When the moment came I decided that the first thing I should do is walk over to shipping to ensure my cheezie prey, this cheese-head, was working. Sure enough he was there at one of the loading bays. I walked back to my cheezie machine and fired her up for the first main batch of the day. Everything was working fine. Prior to starting the round black, brake drum like contraption where the heated corn meal is forced through these tiny holes only to expand and be cut by the thin bladed knife on the cool side, the heart of the cheezie operation, I decided to remove the blade and see what would happen. If I was lucky I envisioned the longest and largest cheezie in the whole wide world would be possible to construct. It would be a world record!

I disconnected the knife but let the entire operation proceed. Sure enough, when that souped up cheezie corn meal was thrust through those ten holes they came out the other side and expanded into ten puffed up strands of bland coloured, bland textured and bland tasting cheezies. I removed the tray and let all ten strands snake their way through the drum and through the bath of salt, oil and cheese. Coming out the other side they were cool enough to touch if not a tad bit slimy with all of that cheezie drippings. I carefully grabbed a hold of the ten strands and with careful abandon, and ever so gingerly, directed the strands out of the drum and off toward the other side of the room where the open door led down a short hallway to the shipping dock of the bays. This was careful deliberate work pulling this bundle of ten individual strands of cheezies, not unlike the sensitive work in laying cable on those Trans Atlantic cable laying ships. It would not take much for one of those strands to break, to part or to unravel during this delicate operation. Finally, I arrived in shipping. Everyone there took one look at me and at what I was pulling and in silent amazement began to laugh. George was there too and couldn’t believe what he was witnessing, at least that is what I thought by the startled look on his face.

“Where’s Henry” I asked. “You know, Henry, the corn head Gallant.”

Then I saw him. “Hey Henry,” I yelled in his direction “Chomp on this will ya.” And with that I dropped the entire bundle of Cheezie’s on the floor, watching how slowly it was being pushed by the force behind it as it angled its way from side to side toward Henry, leaving orange streaks from the individual strands in its wake. Everyone was laughing. “Holy shit” I heard someone say. I turned and got the hell out of there. And as I was walking back through the factory floor I saw the plant manager coming toward me. I could tell he was mad, mad as hell, mad as a Mad Hatter in a Humpty Dumpty potato making factory!  He was cheezed off no doubt as I heard him scream:

“Morrison, you’re fired. Get the hell out of here.”

I ran up the stairs that skirted beside my Cheezie machine, unemotional as to its most inner machinations.
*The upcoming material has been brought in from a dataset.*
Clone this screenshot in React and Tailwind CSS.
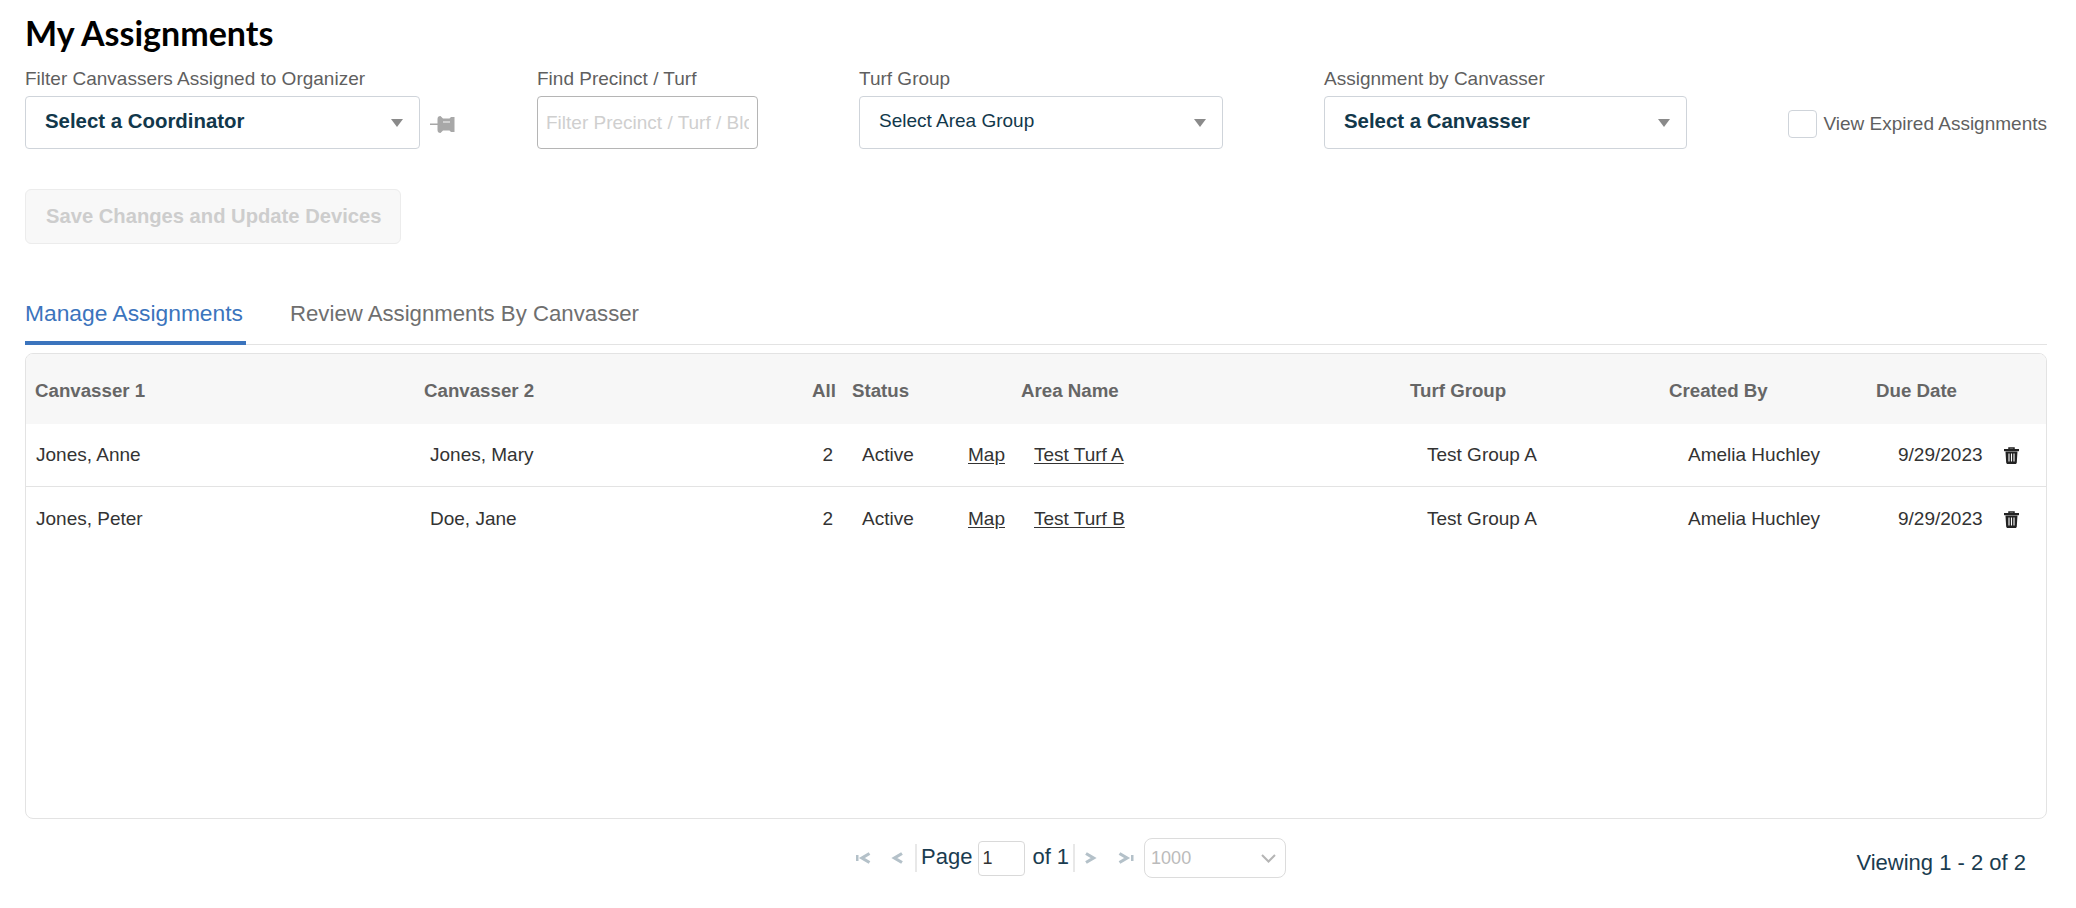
const rows = [
  { c1: "Jones, Anne", c2: "Jones, Mary", area: "Test Turf A" },
  { c1: "Jones, Peter", c2: "Doe, Jane", area: "Test Turf B" },
];

const gridCols =
  "grid grid-cols-[394px_370px_53px_117px_55px_385px_260px_210px_125px_1fr]";

const Caret = () => (
  <svg width="12" height="8" viewBox="0 0 12 8" className="shrink-0">
    <path d="M0 0h12L6 8z" fill="#8a8a8a" />
  </svg>
);

const FilterSelect = ({ label, text, bold, width, gap }) => (
  <div className={`${width} ${gap} shrink-0`}>
    <label className="block h-[22px] mb-[6px] text-[19px] leading-[22px] text-[#5f5f5f] whitespace-nowrap">
      {label}
    </label>
    <div className="h-[53px] bg-white border border-[#cfd4da] rounded-[4px] flex items-center justify-between pl-[19px] pr-[16px] text-[#12384b]">
      <span className={`leading-[24px] -mt-[3px] ${bold ? "font-bold text-[20.4px]" : "text-[19px]"}`}>
        {text}
      </span>
      <Caret />
    </div>
  </div>
);

const PinIcon = () => (
  <svg width="25" height="17" viewBox="0 0 25 17" className="ml-[10px] mt-[48px] shrink-0">
    <path
      d="M0 7.500h7.500V3C7.500 1 8.500 0 10.500 0L13 2.500h6.500L21 1h3.500v15H21l-1.500-1.500H13L10.500 17C8.500 17 7.500 16 7.500 14V9H0z"
      fill="#a8a8a8"
    />
    <path d="M13 6h7" stroke="#dedede" strokeWidth="1.500" />
  </svg>
);

const TrashIcon = () => (
  <svg width="15" height="17" viewBox="0 0 15 17">
    <path d="M5 2V1h5v1" fill="none" stroke="#222" strokeWidth="1.500" />
    <rect x="0" y="2" width="15" height="2.200" fill="#222" />
    <path
      d="M1.500 4.500h12l-.7 11c-.1.9-.6 1.500-1.500 1.500H3.700c-.9 0-1.400-.6-1.500-1.500z"
      fill="#222"
    />
    <path d="M5 6.500v8M7.500 6.500v8M10 6.500v8" stroke="#fff" strokeWidth="1.100" />
  </svg>
);

const PagerIcon = ({ d, bar, className }) => (
  <svg width="16" height="12" viewBox="0 0 16 12" className={className}>
    <path d={d} fill="none" stroke="#b4c1c9" strokeWidth="3.200" />
    {bar !== undefined && <rect x={bar} y="3" width="2.500" height="6" fill="#b4c1c9" />}
  </svg>
);

const Cell = ({ className = "", children }) => (
  <div className={`flex items-center min-w-0 whitespace-nowrap ${className}`}>{children}</div>
);

export default function App() {
  return (
    <div className="h-[908px] w-[2076px] overflow-hidden bg-white pl-[25px] pr-[29px] font-['Liberation_Sans',Arial,sans-serif]">
      <h1 className="pt-[11px] h-[68px] text-[34px] leading-[44px] font-bold text-black font-['Lato',sans-serif]">
        My Assignments
      </h1>

      <div className="flex items-start">
        <FilterSelect
          label="Filter Canvassers Assigned to Organizer"
          text="Select a Coordinator"
          bold
          width="w-[395px]"
        />
        <PinIcon />
        <div className="w-[221px] ml-[82px] shrink-0">
          <label className="block h-[22px] mb-[6px] text-[19px] leading-[22px] text-[#5f5f5f]">
            Find Precinct / Turf
          </label>
          <input
            placeholder="Filter Precinct / Turf / Block"
            className="w-full h-[53px] px-[8px] border border-[#b5b5b5] rounded-[4px] text-[19px] outline-none placeholder:text-[#cfcfcf]"
          />
        </div>
        <FilterSelect
          label="Turf Group"
          text="Select Area Group"
          width="w-[364px]"
          gap="ml-[101px]"
        />
        <FilterSelect
          label="Assignment by Canvasser"
          text="Select a Canvasser"
          bold
          width="w-[363px]"
          gap="ml-[101px]"
        />
        <div className="ml-auto mt-[42px] flex items-center gap-[6px]">
          <span className="w-[29px] h-[28px] border border-[#cfd4da] rounded-[4px] bg-white" />
          <span className="text-[19px] leading-[24px] text-[#5f5f5f] whitespace-nowrap">
            View Expired Assignments
          </span>
        </div>
      </div>

      <button
        disabled
        className="block mt-[40px] w-[376px] h-[55px] bg-[#f8f8f8] border border-[#ececec] rounded-[6px] text-left pl-[20px] pb-[1px] text-[20.2px] font-bold text-[#cdcdcd]"
      >
        Save Changes and Update Devices
      </button>

      <div className="mt-[40px] h-[61px] flex items-start border-b border-[#e3e3e3]">
        <div className="w-[221px] h-[61px] border-b-[4px] border-[#3b74bd] pt-[16px] text-[22.800px] leading-[26px] text-[#3b74bd] whitespace-nowrap">
          Manage Assignments
        </div>
        <div className="ml-[44px] pt-[17px] text-[22.200px] leading-[26px] text-[#6f6f6f] whitespace-nowrap">
          Review Assignments By Canvasser
        </div>
      </div>

      <div className="mt-[8px] h-[466px] border border-[#e3e3e3] rounded-[8px] overflow-hidden">
        <div className={`${gridCols} h-[70px] pt-[5px] bg-[#f7f7f7] text-[18.700px] font-bold text-[#666]`}>
          <Cell className="pl-[9px]">Canvasser 1</Cell>
          <Cell className="pl-[4px]">Canvasser 2</Cell>
          <Cell className="justify-end pr-[7px]">All</Cell>
          <Cell className="pl-[9px]">Status</Cell>
          <Cell />
          <Cell className="pl-[6px]">Area Name</Cell>
          <Cell className="pl-[10px]">Turf Group</Cell>
          <Cell className="pl-[9px]">Created By</Cell>
          <Cell className="pl-[6px]">Due Date</Cell>
          <Cell />
        </div>
        {rows.map((row, i) => (
          <div
            key={row.area}
            className={`${gridCols} text-[19px] text-[#333] ${i === 0 ? "h-[63px] border-b border-[#e3e3e3]" : "h-[64px]"}`}
          >
            <Cell className="pl-[10px]">{row.c1}</Cell>
            <Cell className="pl-[10px]">{row.c2}</Cell>
            <Cell className="justify-end pr-[10px]">2</Cell>
            <Cell className="pl-[19px]">Active</Cell>
            <Cell className="pl-[8px]">
              <a className="underline underline-offset-2">Map</a>
            </Cell>
            <Cell className="pl-[19px]">
              <a className="underline underline-offset-2">{row.area}</a>
            </Cell>
            <Cell className="pl-[27px]">Test Group A</Cell>
            <Cell className="pl-[28px]">Amelia Huchley</Cell>
            <Cell className="pl-[28px]">9/29/2023</Cell>
            <Cell className="pl-[9px]">
              <TrashIcon />
            </Cell>
          </div>
        ))}
      </div>

      <div className="mt-[19px] flex items-start text-[#1a3c50]">
        <div className="ml-[830px] h-[40px] flex items-center">
          <PagerIcon d="M14.500 1.500L7 6l7.500 4.500" bar={1} className="" />
          <PagerIcon d="M11 1.500L3.500 6 11 10.500" className="ml-[20px]" />
          <span className="ml-[8px] h-[28px] w-[2px] bg-[#e8e8e8]" />
          <span className="ml-[4px] -mt-[3px] text-[22px]">Page</span>
          <input
            defaultValue="1"
            className="ml-[6px] w-[47px] h-[35px] border border-[#d9d9d9] rounded-[4px] px-[3px] text-[18px] text-[#333] outline-none"
          />
          <span className="ml-[7px] -mt-[3px] text-[22px]">of 1</span>
          <span className="ml-[4px] h-[28px] w-[2px] bg-[#e8e8e8]" />
          <PagerIcon d="M5 1.500L12.500 6 5 10.500" className="ml-[6px]" />
          <PagerIcon d="M1.500 1.500L9 6l-7.500 4.500" bar={13} className="ml-[21px]" />
          <div className="ml-[10px] w-[142px] h-[40px] border border-[#dcdcdc] rounded-[8px] flex items-center justify-between pl-[6px] pr-[9px] text-[18px] text-[#bbb]">
            1000
            <svg width="15" height="9" viewBox="0 0 15 9">
              <path d="M1 1l6.500 6.500L14 1" fill="none" stroke="#b5b5b5" strokeWidth="2" />
            </svg>
          </div>
        </div>
        <span className="ml-auto mr-[21px] mt-[11px] text-[22px] leading-[28px] whitespace-nowrap">
          Viewing 1 - 2 of 2
        </span>
      </div>
    </div>
  );
}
I almost ran through administration and reception, out the front door, requesting as I flew by that they mail me my last cheque to my home address. Out in the parking lot I ran and almost fell into my ole beater and high tailed it out of there. As a last and final gesture I saluted ole Humpty Dumpty as he sat up there precariously on that wall, that last vestige of confectionary horror, grinning back at me.

They’re all gone now. Sherriff’s, Moo Miller’s, AC Wickman, Kodak, Inter-City Truck Line, Dow Chemical Plant, Lake Simcoe Ice – even the 7 Up Booth and the Exhibition Stadium. All gone.

The Kodak campus looks like a war zone today. Abandoned buildings with glass shattered windows, boarded up or shuttered doors. All of those promising career like jobs, as my parents would tell me at the time, are all gone. Who would have guessed or predicted that Eastman Kodak would disappear. If I had stayed at any one of those establishments I would have been screwed.

Ah yes, the digital age. Don’t ya just love it?

I always wondered what happened to the Gallant clan.

 

Take This Job and…8

Suddenly, we were interrupted by another employee. Without hesitation George yelled.

“How’s she going lad?” The young man waved in acknowledgment then left the room. We wouldn’t have been able to hear him anyway, with all the racket coming from the cheezie making machine.

“Who’s dat?” I asked, expecting the outcome, shortly

Dat’s John.” George offered

“Don’t tell me, don’t tell me. Dat’s John “the giant” Gallant?” For he was a big man.

“No” George said. “Dat’s John Hillside”

“Ah yes” I added “Gallant…from up on the hillside?” I beamed

“No, just John Hillside!” He looked at me, quizzically, suspiciously, as if I was from another planet.

Okay! I give up. But enjoyable really, Maritime logic of a down homer and the personal philosophy of my co-worker George.

George was known to his mates as George “the cheese head” Gallant because back home his family made a cheddar cheese as a side operation on their potato farm.  Perhaps that is why George was attracted to this job. Fate!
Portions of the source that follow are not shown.